Tanggol Bayi salutes Filipino women activists who persist in the struggle for human rights, justice and accountability despite the prevalence of state-sponsored violence against them.
In today’s forum “She Persists,” Tanggol Bayi features four outstanding young women activists who have defied the odds and survived repression through sheer courage, firmness of principle and the unstinting support of the people’s movement.
Hailey Pecayo, at 19, serves as the spokesperson of Tanggol Batangan which monitors and documents human rights violations in Batangas province and provides services to victims. After joining a fact-finding mission to probe the killing of a nine-year-old girl by soldiers in 2022, she was falsely accused by the military of being an NPA member and charged with violating the Anti-Terrorism Act and International Humanitarian Law.
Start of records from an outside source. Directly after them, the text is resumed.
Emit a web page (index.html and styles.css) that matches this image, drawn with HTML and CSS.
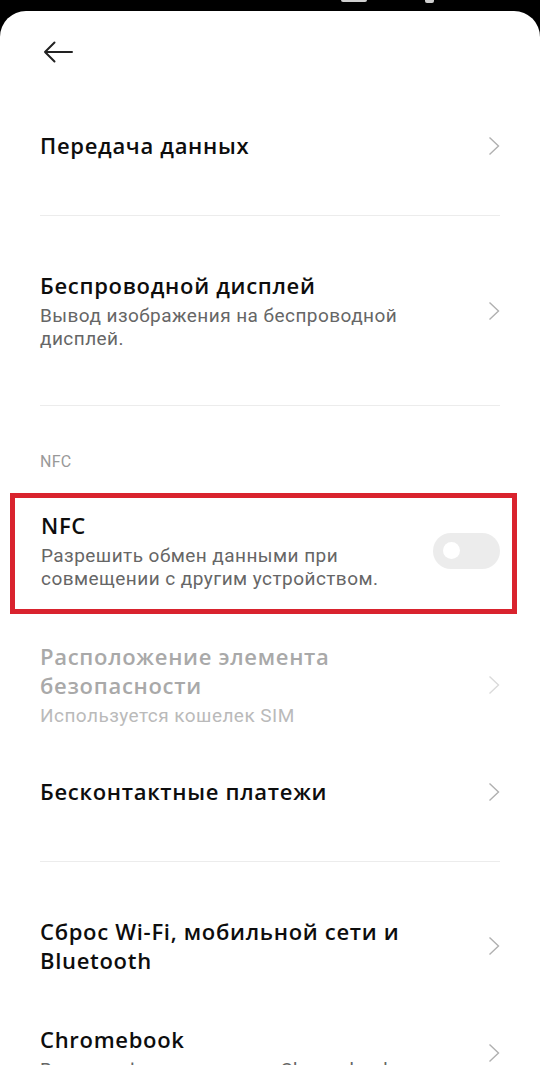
FILE: index.html
```html
<!DOCTYPE html>
<html lang="ru">
<head>
    <meta charset="UTF-8">
    <title>Подключение и общий доступ</title>
    <link rel="stylesheet" href="styles.css">
</head>
<body>
<div class="statusbar">
    <span class="status-bit wide"></span>
    <span class="status-bit small"></span>
</div>
<div class="panel">
    <div class="topbar">
        <button class="back" aria-label="Назад">
            <svg width="30" height="22" viewBox="0 0 30 22">
                <path d="M29 11H2M11.5 1.5L2 11l9.5 9.5" fill="none" stroke="#222" stroke-width="2" stroke-linecap="round" stroke-linejoin="round"/>
            </svg>
        </button>
    </div>

    <ul class="settings-list">
        <li class="item">
            <div class="item-text">
                <div class="item-title">Передача данных</div>
            </div>
            <span class="chevron"></span>
        </li>
        <li class="divider"></li>
        <li class="item">
            <div class="item-text">
                <div class="item-title">Беспроводной дисплей</div>
                <div class="item-sub">Вывод изображения на беспроводной дисплей.</div>
            </div>
            <span class="chevron"></span>
        </li>
        <li class="divider"></li>
        <li class="section-label">NFC</li>
        <li class="item highlighted">
            <div class="item-text">
                <div class="item-title">NFC</div>
                <div class="item-sub">Разрешить обмен данными при совмещении с другим устройством.</div>
            </div>
            <span class="switch"><span class="knob"></span></span>
        </li>
        <li class="item disabled">
            <div class="item-text">
                <div class="item-title">Расположение элемента безопасности</div>
                <div class="item-sub">Используется кошелек SIM</div>
            </div>
            <span class="chevron"></span>
        </li>
        <li class="item">
            <div class="item-text">
                <div class="item-title">Бесконтактные платежи</div>
            </div>
            <span class="chevron"></span>
        </li>
        <li class="divider"></li>
        <li class="item">
            <div class="item-text">
                <div class="item-title">Сброс Wi-Fi, мобильной сети и Bluetooth</div>
            </div>
            <span class="chevron"></span>
        </li>
        <li class="item">
            <div class="item-text">
                <div class="item-title">Chromebook</div>
                <div class="item-sub">Ваш телефон не связан с Chromebook</div>
            </div>
            <span class="chevron"></span>
        </li>
    </ul>
</div>
</body>
</html>
```

FILE: styles.css
```css
body {
    margin: 0;
    padding: 0;
    background-color: #000;
    font-family: Roboto, "Noto Sans", Arial, sans-serif;
    overflow: hidden;
}
.statusbar {
    height: 11px;
    display: flex;
    align-items: flex-start;
}
.status-bit {
    display: block;
    background: #cfcfcf;
    border-radius: 0 0 2px 2px;
}
.status-bit.wide {
    width: 26px;
    height: 2px;
    margin-left: 341px;
}
.status-bit.small {
    width: 9px;
    height: 3px;
    margin-left: 58px;
}
.panel {
    background: #fff;
    border-radius: 26px 26px 0 0;
    min-height: 1100px;
}
.topbar {
    height: 95px;
    box-sizing: border-box;
    padding: 30px 0 0 43px;
}
.back {
    display: block;
    padding: 0;
    border: none;
    background: none;
    width: 30px;
    height: 22px;
}
.back svg {
    display: block;
}
.settings-list {
    list-style: none;
    margin: 0;
    padding: 0;
}
.item {
    display: flex;
    align-items: center;
    padding: 25px 40px;
}
.item-text {
    flex: 1;
    min-width: 0;
}
.item-title {
    font-family: "Open Sans", Roboto, sans-serif;
    font-size: 22px;
    line-height: 29px;
    font-weight: 600;
    letter-spacing: 0.7px;
    color: #0d0d0d;
}
.item-sub {
    margin-top: 4px;
    font-size: 19px;
    line-height: 23px;
    letter-spacing: 0.45px;
    color: #666;
    padding-right: 10px;
}
.chevron {
    flex: none;
    width: 12px;
    height: 20px;
    margin-left: 28px;
    background: no-repeat center / 12px 20px url("data:image/svg+xml,%3Csvg xmlns='http://www.w3.org/2000/svg' width='12' height='20' viewBox='0 0 12 20'%3E%3Cpath d='M1.5 1.5L10.5 10L1.5 18.5' fill='none' stroke='%23b0b0b0' stroke-width='1.4'/%3E%3C/svg%3E");
}
.disabled .item-title {
    color: #a9a9a9;
}
.disabled .item-sub {
    color: #bababa;
}
.disabled .chevron {
    background-image: url("data:image/svg+xml,%3Csvg xmlns='http://www.w3.org/2000/svg' width='12' height='20' viewBox='0 0 12 20'%3E%3Cpath d='M1.5 1.5L10.5 10L1.5 18.5' fill='none' stroke='%23dadada' stroke-width='1.4'/%3E%3C/svg%3E");
}
.divider {
    height: 1px;
    margin: 30px 40px;
    background: #ececec;
}
.section-label {
    padding: 16px 40px 21px;
    font-size: 16px;
    line-height: 20px;
    letter-spacing: 0.3px;
    color: #999;
}
.highlighted {
    margin: 0 23px 3px 10px;
    padding: 13px 12px 19px 26px;
    border: 5px solid #d9232e;
}
.highlighted .item-sub {
    padding-right: 20px;
}
.switch {
    flex: none;
    display: flex;
    align-items: center;
    width: 67px;
    height: 36px;
    border-radius: 18px;
    background: #ececec;
    box-sizing: border-box;
    padding-left: 10px;
}
.knob {
    width: 17px;
    height: 17px;
    border-radius: 50%;
    background: #fff;
}
```
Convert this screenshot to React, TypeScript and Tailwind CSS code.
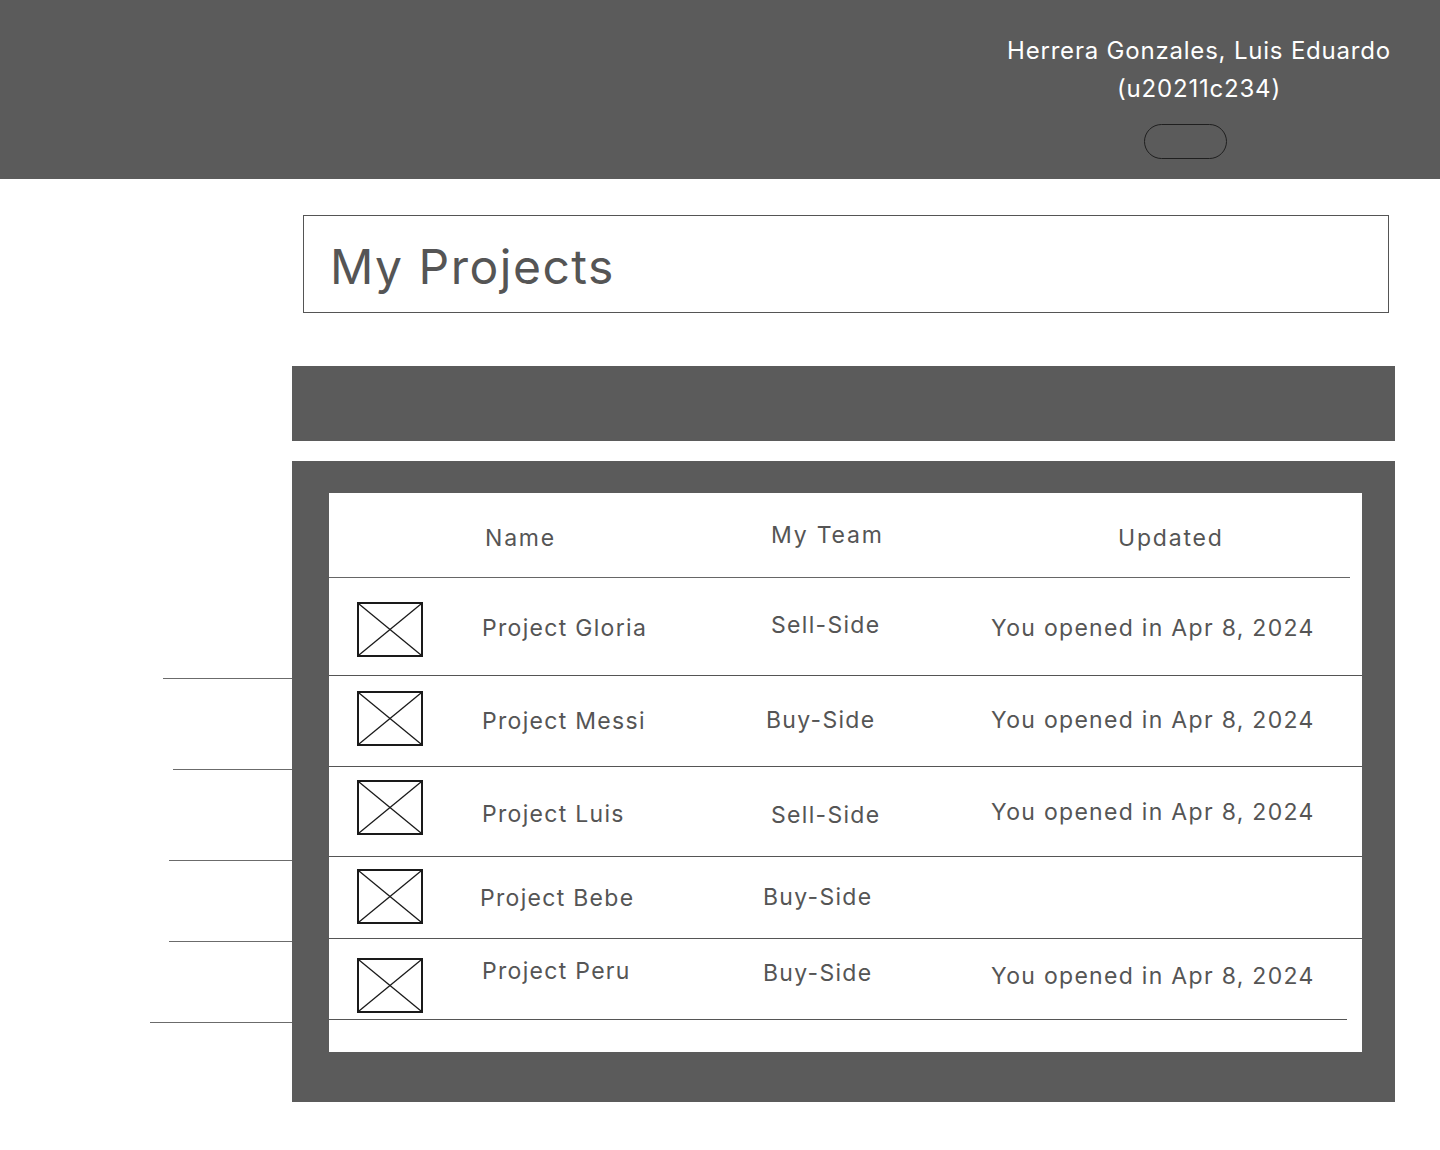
import React from "react";

type Row = {
  name: string;
  team: string;
  date: string;
  rowH: string;
  iconMt: string;
  nameMt: string;
  teamMt: string;
  dateMt: string;
  teamMl: string;
  nameMl: string;
};

const rows: Row[] = [
  { name: "Project Gloria", team: "Sell-Side", date: "You opened in Apr 8, 2024", rowH: "h-[98px]", iconMt: "mt-[24px]", nameMt: "mt-[35px]", teamMt: "mt-[32px]", dateMt: "mt-[35px]", teamMl: "ml-0", nameMl: "ml-0" },
  { name: "Project Messi", team: "Buy-Side", date: "You opened in Apr 8, 2024", rowH: "h-[91px]", iconMt: "mt-[15px]", nameMt: "mt-[30px]", teamMt: "mt-[29px]", dateMt: "mt-[29px]", teamMl: "-ml-[5px]", nameMl: "ml-0" },
  { name: "Project Luis", team: "Sell-Side", date: "You opened in Apr 8, 2024", rowH: "h-[90px]", iconMt: "mt-[13px]", nameMt: "mt-[32px]", teamMt: "mt-[33px]", dateMt: "mt-[30px]", teamMl: "ml-0", nameMl: "ml-0" },
  { name: "Project Bebe", team: "Buy-Side", date: "", rowH: "h-[82px]", iconMt: "mt-[12px]", nameMt: "mt-[26px]", teamMt: "mt-[25px]", dateMt: "mt-0", teamMl: "-ml-[8px]", nameMl: "-ml-[2px]" },
  { name: "Project Peru", team: "Buy-Side", date: "You opened in Apr 8, 2024", rowH: "h-[81px]", iconMt: "mt-[19px]", nameMt: "mt-[17px]", teamMt: "mt-[19px]", dateMt: "mt-[22px]", teamMl: "-ml-[8px]", nameMl: "ml-0" },
];

const stubs = [
  { mt: "mt-0", ml: "ml-[163px]" },
  { mt: "mt-[90px]", ml: "ml-[173px]" },
  { mt: "mt-[90px]", ml: "ml-[169px]" },
  { mt: "mt-[80px]", ml: "ml-[169px]" },
  { mt: "mt-[80px]", ml: "ml-[150px]" },
];

const Placeholder = () => (
  <svg width="66" height="55" viewBox="0 0 66 55" className="block">
    <rect x="1" y="1" width="64" height="53" fill="white" stroke="#1a1a1a" strokeWidth="2" />
    <line x1="2" y1="2" x2="64" y2="53" stroke="#1a1a1a" strokeWidth="1.3" />
    <line x1="64" y1="2" x2="2" y2="53" stroke="#1a1a1a" strokeWidth="1.3" />
  </svg>
);

const App: React.FC = () => {
  return (
    <div className="min-h-[1150px] bg-white font-['Inter','Liberation_Sans',sans-serif] text-[#555]">
      {/* top bar */}
      <div className="h-[179px] bg-[#5b5b5b] flex justify-end pr-[49px]">
        <div className="flex flex-col items-center pt-[32px] text-white text-[24px] leading-[38px] tracking-[0.8px]">
          <span>Herrera Gonzales, Luis Eduardo</span>
          <span>(u20211c234)</span>
          <button className="mt-[16px] mr-[28px] w-[83px] h-[35px] rounded-full border border-[#1f1f1f]"></button>
        </div>
      </div>

      <div className="flex">
        {/* stray row lines on the left */}
        <div className="w-[292px] pt-[499px] flex flex-col">
          {stubs.map((s, i) => (
            <div key={i} className={`h-px bg-[#6b6b6b] ${s.mt} ${s.ml}`} />
          ))}
        </div>

        <div className="w-[1103px] flex flex-col">
          <div className="mt-[36px] ml-[11px] w-[1086px] h-[98px] border border-[#555] flex items-center pl-[26px]">
            <h1 className="text-[48px] leading-none tracking-[1.5px] text-[#555] pt-[6px]">My Projects</h1>
          </div>

          <div className="mt-[53px] h-[75px] bg-[#5b5b5b]" />

          <div className="mt-[20px] h-[641px] bg-[#5b5b5b] pt-[32px] pl-[37px] pr-[33px]">
            <div className="bg-white h-[559px] flex flex-col">
              {/* column heads */}
              <div className="h-[85px] mr-[12px] border-b border-[#666] grid grid-cols-[156px_286px_347px_1fr] text-[23px] leading-[30px] tracking-[1.8px]">
                <div />
                <span className="mt-[30px]">Name</span>
                <span className="mt-[27px]">My Team</span>
                <span className="mt-[30px]">Updated</span>
              </div>

              {rows.map((r, i) => (
                <div
                  key={i}
                  className={`${r.rowH} border-b border-[#555] grid grid-cols-[153px_289px_220px_1fr] text-[23px] leading-[30px] tracking-[1.3px] ${i === rows.length - 1 ? "mr-[15px]" : ""}`}
                >
                  <div className={`pl-[28px] ${r.iconMt}`}>
                    <Placeholder />
                  </div>
                  <span className={`${r.nameMt} ${r.nameMl}`}>{r.name}</span>
                  <span className={`${r.teamMt} ${r.teamMl}`}>{r.team}</span>
                  <span className={r.dateMt}>{r.date}</span>
                </div>
              ))}
            </div>
          </div>
        </div>
      </div>
    </div>
  );
};

export default App;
Just this November, prosecutors dismissed the ridiculous charges against her.
Dyan Gumanao, 29, coordinator of the Alliance of Concerned Teachers in Central Visayas, was abducted with her fiancé Armand Dayoha in January of this year at a busy port in Cebu by armed men who introduced themselves as police operatives. They were surfaced after a week of detention and torture in a number of safehouses after a video of their abduction surfaced and went viral on social media.
Jhed Tamano, 22 and Jonila Castro, 23, environmental activists working to defend Manila Bay from ecologically destructive reclamation projects were abducted last September by armed men in Orion, Bataan, and held for 17 days in a military camp where they were coerced into admitting that they were rebels. Later surfaced as alleged NPA surrenderees at a press conference called by the NTF-ELCAC, they turned the tables on their captors by stating the truth about their abduction. They have since filed a petition for a protection order from the courts.
Just three days ago, we received news vindicating the ten human rights defenders whose acquittal from perjury charges was upheld by a higher court. Seven of these defenders are women activists—four from Tanggol Bayi and Karapatan, two from Gabriela and the last, a frail but staunchly principled nun from the Rural Missionaries of the Philippines. Some of them are with us today in this forum.
There are many other women victims of repression. Out of almost 800 political prisoners in the country, 158 are women. Others are victims of extrajudicial killing, abduction, enforced disappearance, illegal arrest and torture who cannot tell their story.
Let us be one with the countless women of courage whose stories need telling.